In a general convolutional network, the number of convolutional layers must be increased if the input variables must be considered immediately. However, this will cause problems such as gradient disappearance, complex training, and poor fitting. In the temporal convolutional network, the problem of long-term dependence is solved by introducing dilated convolution. Usually, deepening the network depth will expand the receptive field and improve the model’s performance so more information can be captured. Unlike traditional convolutional networks, dilated convolution injects holes into the convolution kernel, so the size of the effective window increases exponentially with the number of layers. The sampling rate is controlled by the expansion rate d, so the convolutional network exponentially expands the model’s receptive field with fewer layers. Therefore, when the dilated convolution ensures that the output size is constant, the range of information obtained is larger. The operation of the dilation convolution F on sequence S is defined as:

$$\begin{aligned} \begin{aligned} F\left( s \right) = \left( S*_{{d}}^{}f \right) \left( s \right) ={\textstyle \sum _{i=1}^{k}f\left( i\right) }\cdot S_{s-d_{i} } \end{aligned} \end{aligned}$$
(2)

where d is the dilation factor, k is the filter size, and \(\left( {s-d_{i}} \right)\) accounts for the direction of the past. If the size of the convolution kernel used in the current layer is denoted as \(k_{i}\) and the receptive field is denoted as \(RF_{i}\),then the receptive field is calculated as follows:

$$\begin{aligned} \begin{aligned} RF_{i} = RF_{i-1}+\left( k_{i}-1 \right) \times S_{i} \end{aligned} \end{aligned}$$
(3)

where \(RF_{i-1}\) denotes the size of the receptive field of the previous layer, and \(S_{i}\) denotes the product of all layers except this layer. That is:

$$\begin{aligned} \begin{aligned} S_{i}= {\textstyle \prod _{j=1}^{i-1}}s_{j} \end{aligned} \end{aligned}$$
(4)

TCN also uses the residual connection to eliminate the problems of gradient disappearance and explosion that may exist in deep networks. The residual block turns the connection between layers into a residual structure, using dilated causal convolution, weight norm, dropout, and two layers of activation functions [19]. Weight norm and dropout are added to each layer to regularize the network. The ReLU activation functions are added to the residual blocks after the two convolutional layers. Except for the first layer’s input and the last layer’s output, the remaining layers in the residual block require the same input and output lengths. Considering that the network’s input and output channels may differ, a \(1\times 1\) convolutional layer is also introduced into the residual block structure. The residual connection is the sum of the input s and the nonlinearly varying output \({\mathcal {F}}\), so the output \(T_{O}\) in the residual block is:

$$\begin{aligned} \begin{aligned} T_{o}&=Activation\left( s+{\mathcal {F}}(s)\right) \end{aligned} \end{aligned}$$
(5)

where \(Activation\left( \cdot \right)\) represents the activation function. The TCN network parameters in the model are: input dimension\(=21\times L\), output dimension=100, kernel size=2, stride=1, padding=1, dilation=2, dropout=0.2. The fully connected layer network in the model uses the tanh function to activate neurons.

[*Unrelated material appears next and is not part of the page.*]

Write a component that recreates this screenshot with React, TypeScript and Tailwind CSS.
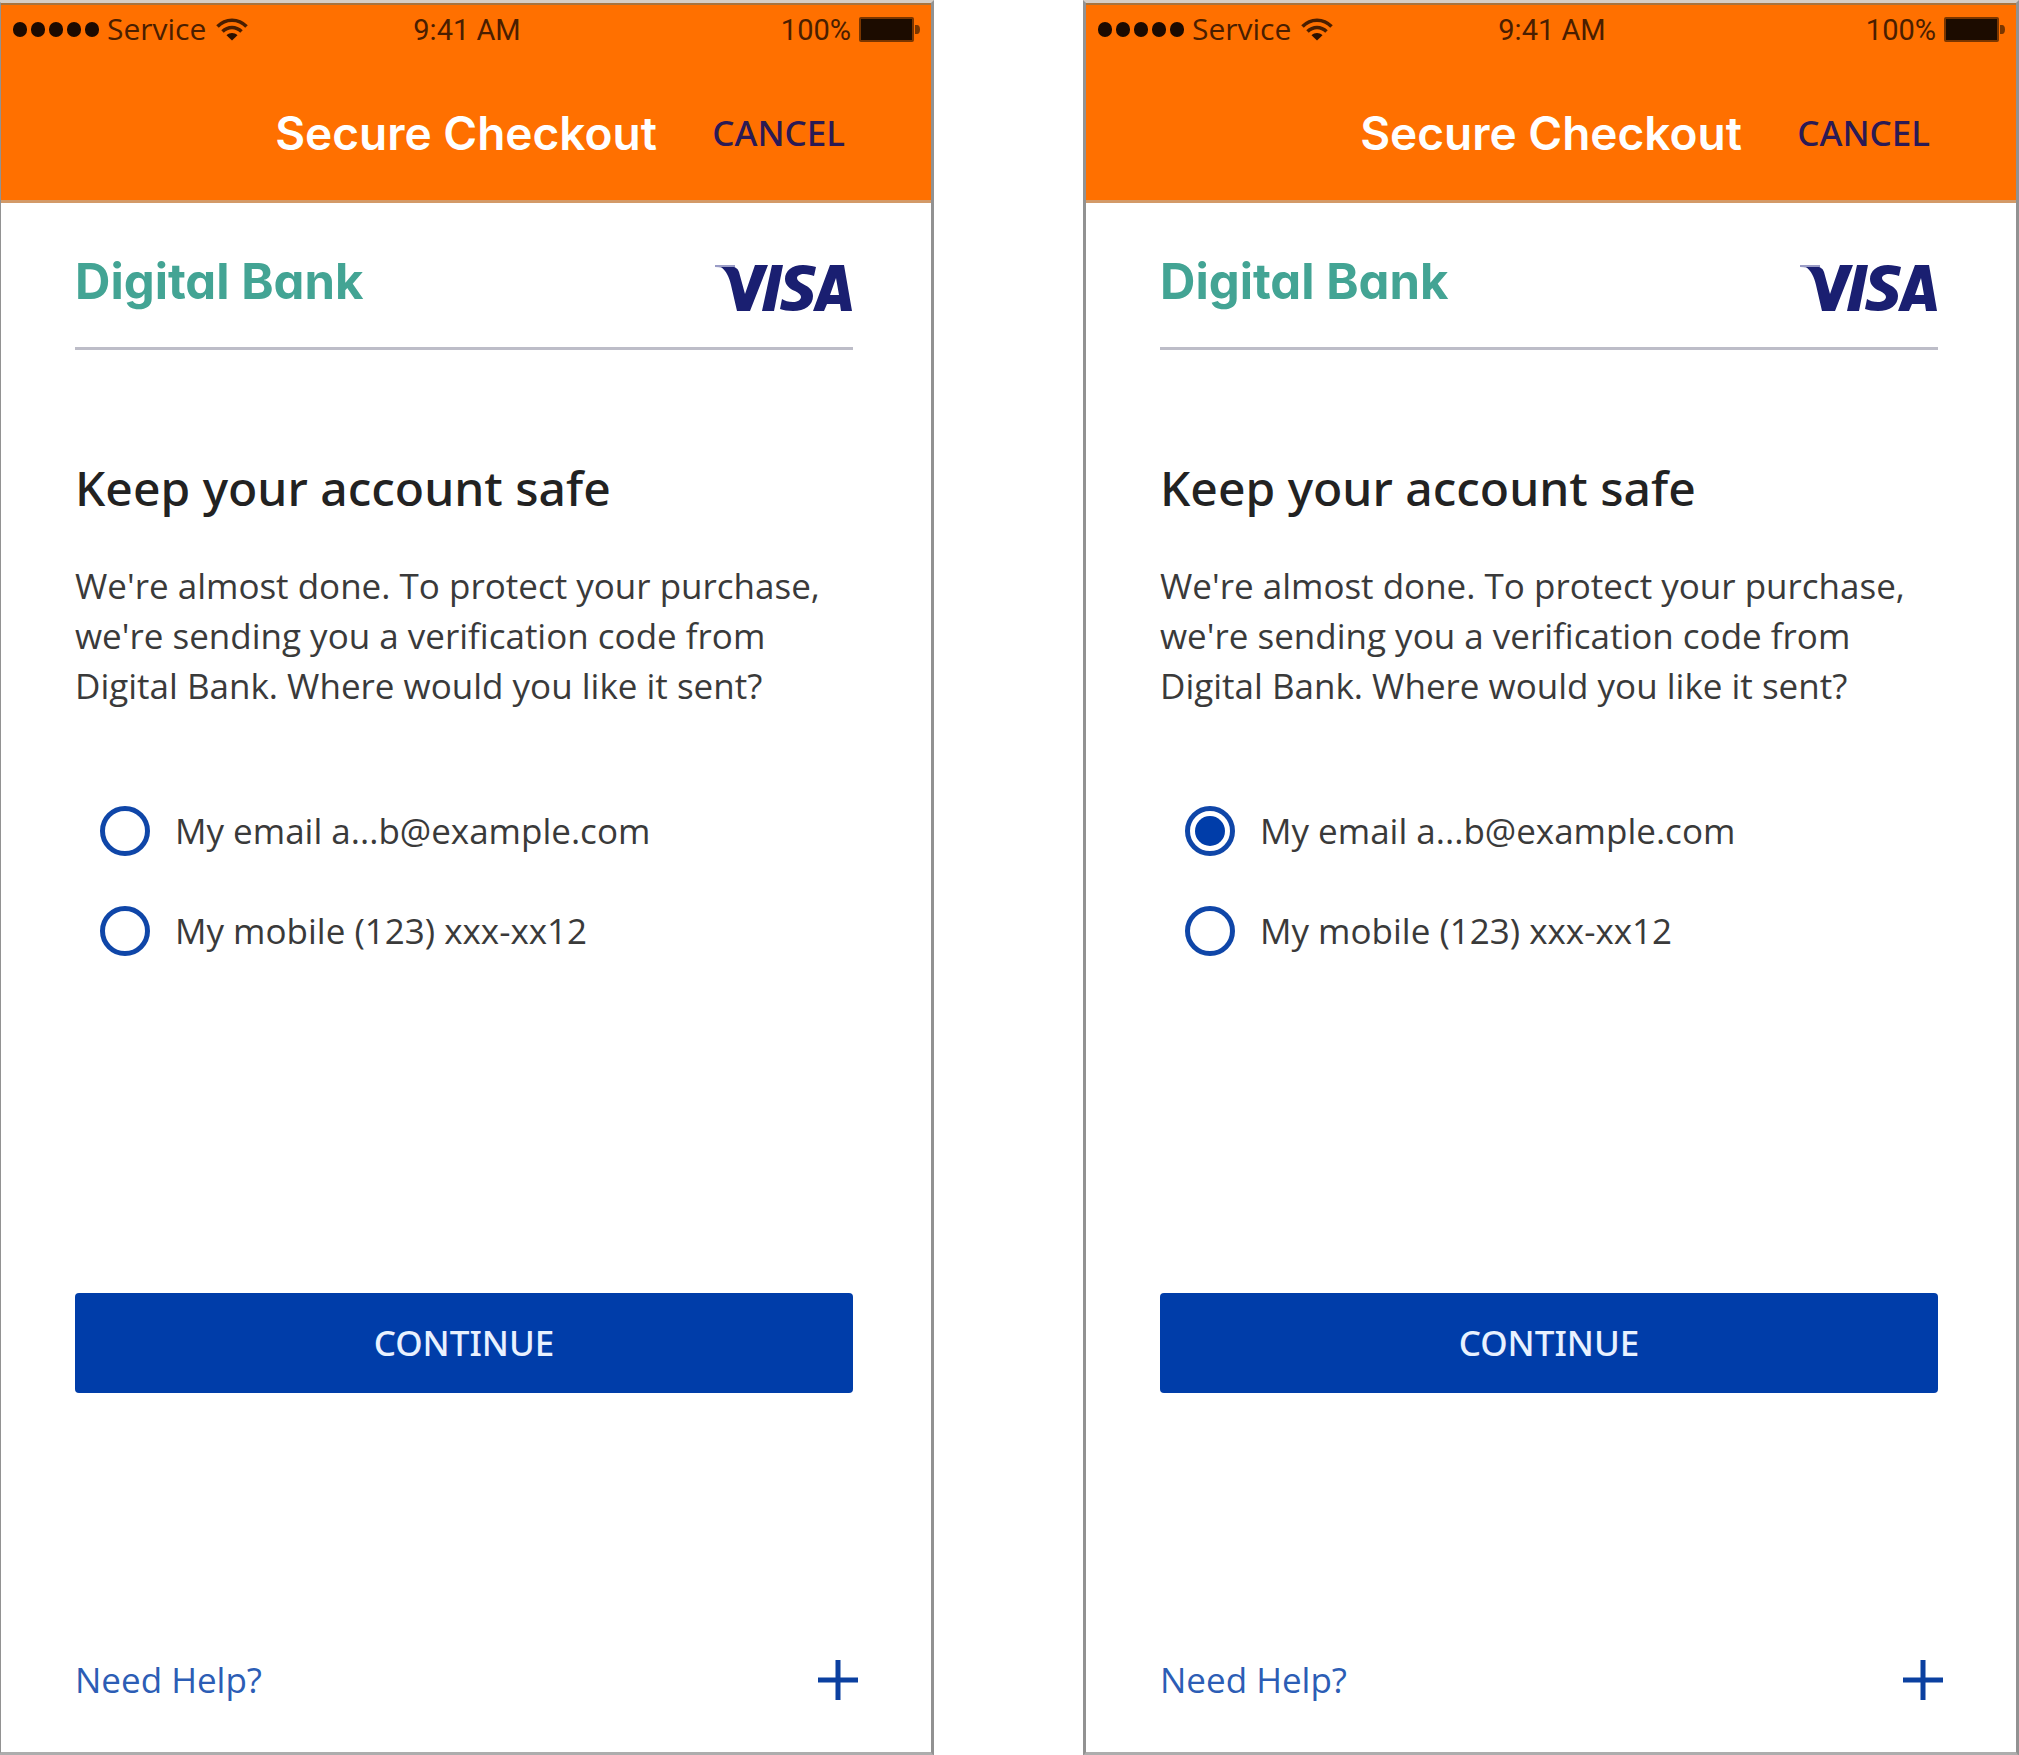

The encoder network can map a high-dimensional input s to a low-dimensional latent variable z. Given the observation sample s, the distribution of z can be deduced, that is \(p\left( z\mid s \right)\). In high-dimensional continuous scenarios,\(p\left( s \right)\) is intractable, because it requires marginalization over all possible values of z.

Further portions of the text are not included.